Pope Francis has declared an extraordinary jubilee — a Holy Year of Mercy — to begin Dec. 8, the day we celebrate the Immaculate Conception of the Blessed Mother.
The special observance will highlight the Catholic Church’s “mission to be a witness of mercy,” said Pope Francis during a reconciliation service in St. Peter’s Basilica March 13.
“No one can be excluded from God’s mercy,” he said during the service, which marked the second anniversary of his pontificate, Catholic News Service reported. “I frequently have thought about how the church can make more evident its mission to be a witness of mercy.”
And so he declared this year of mercy.
Mercy is central to our faith, but we don’t always tap its gifts. The sacrament of reconciliation is available year round.
And during Lent, the penitential season that precedes new life at Easter, it’s even easier to receive the sacrament since most parishes offer a Lenten reconciliation service.
The sacrament was available at last weekend’s Catholic Men’s Conference, held at St. Michael Church.
About 20 priests offered the sacrament during the conference to the nearly 800 men who attended.
Sal Della Bella, the director of evangelization for the Archdiocese of Louisville, said the opportunity for reconciliation was available for about two hours during the annual conference and that there were lines at times.
The number of men who receive the sacrament is “interesting to me, every year,” Della Bella noted. “The priests say to me how moved they are.”
He noted that men who attend the conference often say they haven’t received the sacrament “in a while.” The presentations they hear at the conference — often men sharing something very personal about their own struggles in life — move them to examine their own lives, he said.
“When you’re doing that soul searching, you take advantage” of the opportunity for reconciliation, he added.

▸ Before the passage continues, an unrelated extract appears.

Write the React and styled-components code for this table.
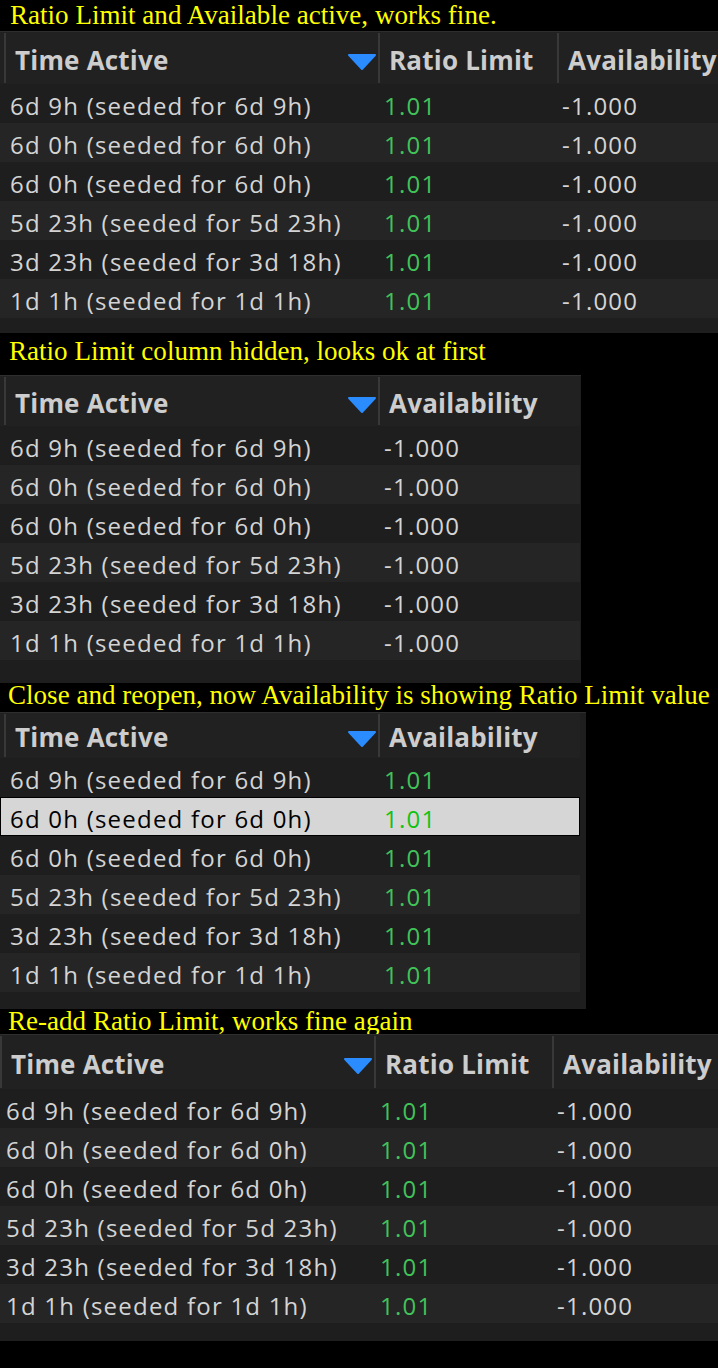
import React from 'react';
import styled, { createGlobalStyle } from 'styled-components';

const GlobalStyle = createGlobalStyle`
  html, body { margin: 0; padding: 0; background: #000; }
  body { width: 718px; min-height: 1368px; overflow: hidden; }
`;

const Page = styled.div`
  display: flex;
  flex-direction: column;
  width: 718px;
`;

const Caption = styled.div`
  height: ${p => p.$h}px;
  box-sizing: border-box;
  padding: ${p => p.$top}px 0 0 ${p => p.$left}px;
  font-family: "Liberation Serif", "Times New Roman", serif;
  font-size: 27px;
  letter-spacing: 0.03px;
  line-height: 24px;
  color: #ffff00;
  white-space: nowrap;
`;

const Table = styled.div`
  width: ${p => (p.$w ? `${p.$w}px` : '100%')};
  box-sizing: border-box;
  padding: 0 ${p => p.$right || 0}px ${p => p.$bottom}px 0;
  background: #1e1e1e;
  border-top: 1px solid #2e2e2e;
  font-family: "Open Sans", "Noto Sans", sans-serif;
  overflow: hidden;
`;

const HeaderRow = styled.div`
  display: grid;
  grid-template-columns: ${p => p.$cols};
  height: ${p => p.$h - 1}px;
  padding: 1px 0 1px;
  box-sizing: border-box;
  background: #212121;
`;

const HeadCell = styled.div`
  display: flex;
  align-items: center;
  justify-content: space-between;
  border-left: 2px solid #383838;
  padding: 0 1px 0 9px;
  font-size: 26px;
  font-weight: 700;
  letter-spacing: 0.2px;
  color: #cdcdcd;
  white-space: nowrap;
  overflow: hidden;
`;

const HeadLabel = styled.span`
  padding-top: 3px;
`;

const SortArrow = styled.svg`
  flex: none;
  margin-top: 7px;
`;

const Row = styled.div`
  display: grid;
  grid-template-columns: ${p => p.$cols};
  height: 39px;
  box-sizing: border-box;
  background: ${p => (p.$hl ? '#d6d6d6' : p.$alt ? '#252525' : 'transparent')};
  box-shadow: ${p => (p.$hl ? 'inset 0 0 0 1px #000' : 'none')};
`;

const Cell = styled.div`
  display: flex;
  align-items: center;
  padding: 3px 0 0 ${p => p.$pad}px;
  font-size: 24px;
  letter-spacing: 1.22px;
  white-space: nowrap;
  overflow: hidden;
  color: ${p =>
    p.$green ? (p.$hl ? '#12c212' : '#41c35a') : p.$hl ? '#000' : '#d4d4d4'};
`;

const times = [
  '6d 9h (seeded for 6d 9h)',
  '6d 0h (seeded for 6d 0h)',
  '6d 0h (seeded for 6d 0h)',
  '5d 23h (seeded for 5d 23h)',
  '3d 23h (seeded for 3d 18h)',
  '1d 1h (seeded for 1d 1h)',
];

function Arrow() {
  return (
    <SortArrow width="30" height="18" viewBox="0 0 30 18">
      <path d="M2 2 L28 2 L15 16 Z" fill="#2a8cff" stroke="#2a8cff" strokeWidth="2" strokeLinejoin="round" />
    </SortArrow>
  );
}

function Grid({ lead, cols, headH, bottom, w, right, values, valueGreen, highlight }) {
  const template = [`${lead}px`, ...cols.map(c => (c.w ? `${c.w}px` : '1fr'))].join(' ');
  return (
    <Table $w={w} $right={right} $bottom={bottom}>
      <HeaderRow $cols={template} $h={headH}>
        <div />
        {cols.map((c, i) => (
          <HeadCell key={c.title}>
            <HeadLabel>{c.title}</HeadLabel>
            {i === 0 && <Arrow />}
          </HeadCell>
        ))}
      </HeaderRow>
      {times.map((t, r) => {
        const hl = highlight === r;
        return (
          <Row key={r} $cols={template} $alt={r % 2 === 1} $hl={hl}>
            <div />
            <Cell $pad={6} $hl={hl}>{t}</Cell>
            {cols.slice(1).map((c, i) => (
              <Cell key={c.title} $pad={i === 0 ? 6 : 5} $green={valueGreen(c.key)} $hl={hl}>
                {values[c.key]}
              </Cell>
            ))}
          </Row>
        );
      })}
    </Table>
  );
}

export default function App() {
  const full = [
    { title: 'Time Active', w: 374 },
    { title: 'Ratio Limit', key: 'ratio', w: 179 },
    { title: 'Availability', key: 'avail' },
  ];
  const full4 = [
    { title: 'Time Active', w: 374 },
    { title: 'Ratio Limit', key: 'ratio', w: 178 },
    { title: 'Availability', key: 'avail' },
  ];
  const hidden = [
    { title: 'Time Active', w: 374 },
    { title: 'Availability', key: 'avail' },
  ];
  const ok = { ratio: '1.01', avail: '-1.000' };
  const wrong = { avail: '1.01' };

  return (
    <Page>
      <GlobalStyle />
      <Caption $h={31} $top={3} $left={10}>Ratio Limit and Available active, works fine.</Caption>
      <Grid lead={4} cols={full} headH={53} bottom={15} values={ok} valueGreen={k => k === 'ratio'} />
      <Caption $h={42} $top={6} $left={9}>Ratio Limit column hidden, looks ok at first</Caption>
      <Grid lead={4} cols={hidden} headH={51} bottom={23} w={581} right={1} values={ok} valueGreen={() => false} />
      <Caption $h={29} $top={0} $left={8}>Close and reopen, now Availability is showing Ratio Limit value</Caption>
      <Grid lead={4} cols={hidden} headH={46} bottom={17} w={586} right={6} values={wrong} valueGreen={() => true} highlight={1} />
      <Caption $h={25} $top={0} $left={8}>Re-add Ratio Limit, works fine again</Caption>
      <Grid lead={0} cols={full4} headH={55} bottom={18} values={ok} valueGreen={k => k === 'ratio'} />
    </Page>
  );
}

Father Charles D. Walker, the new full-time chaplain for the Catholic Campus Ministry at the University of Louisville, wrote about reconciliation in his blog, “Walker’s Wanderings,” last month. (You can find his blog at chuck-walker.blogspot.com.)
Father Walker has a knack for presenting theological concepts in laymen’s terms. He compares reconciliation to going to a car wash or taking a hot shower.
“A nice hot shower feels great! When I’m at the lake, and I’ve been weed eating, mowing, or anything else sweaty, the shower is a blessing,” he wrote. “Not only does it cleanse your body but it does something for your attitude and mood, too.
“In the same way, forgiveness is more than just a way to get rid of a grudge or a sin. Forgiveness lightens us and refreshes us,” he wrote.
Father Walker also noted that he encountered a young boy at a reconciliation service a few months ago.
“He was definitely the youngest one in church that evening. In fact, in comparison to the rest of us, he looked out of place. I thought that mom had dragged him there because it was Advent or that she thought he really ‘needed to go to confession.’ No. She told me that her son loved going to the sacrament of reconciliation because it made him feel clean!”
Lent is a time to experience the mercy God offers to us and to emulate the mercy modeled for us by Pope Francis. It begins with an examination of conscience and ends with a fresh start — as clean and new as the daffodils springing from our dormant flower beds.
In a St. Patrick’s Day homily, Pope Francis told his listeners, “If people are wounded, what does Jesus do? Does he reprimand them because they are wounded? No, he carries them on his shoulder. And this is called mercy.”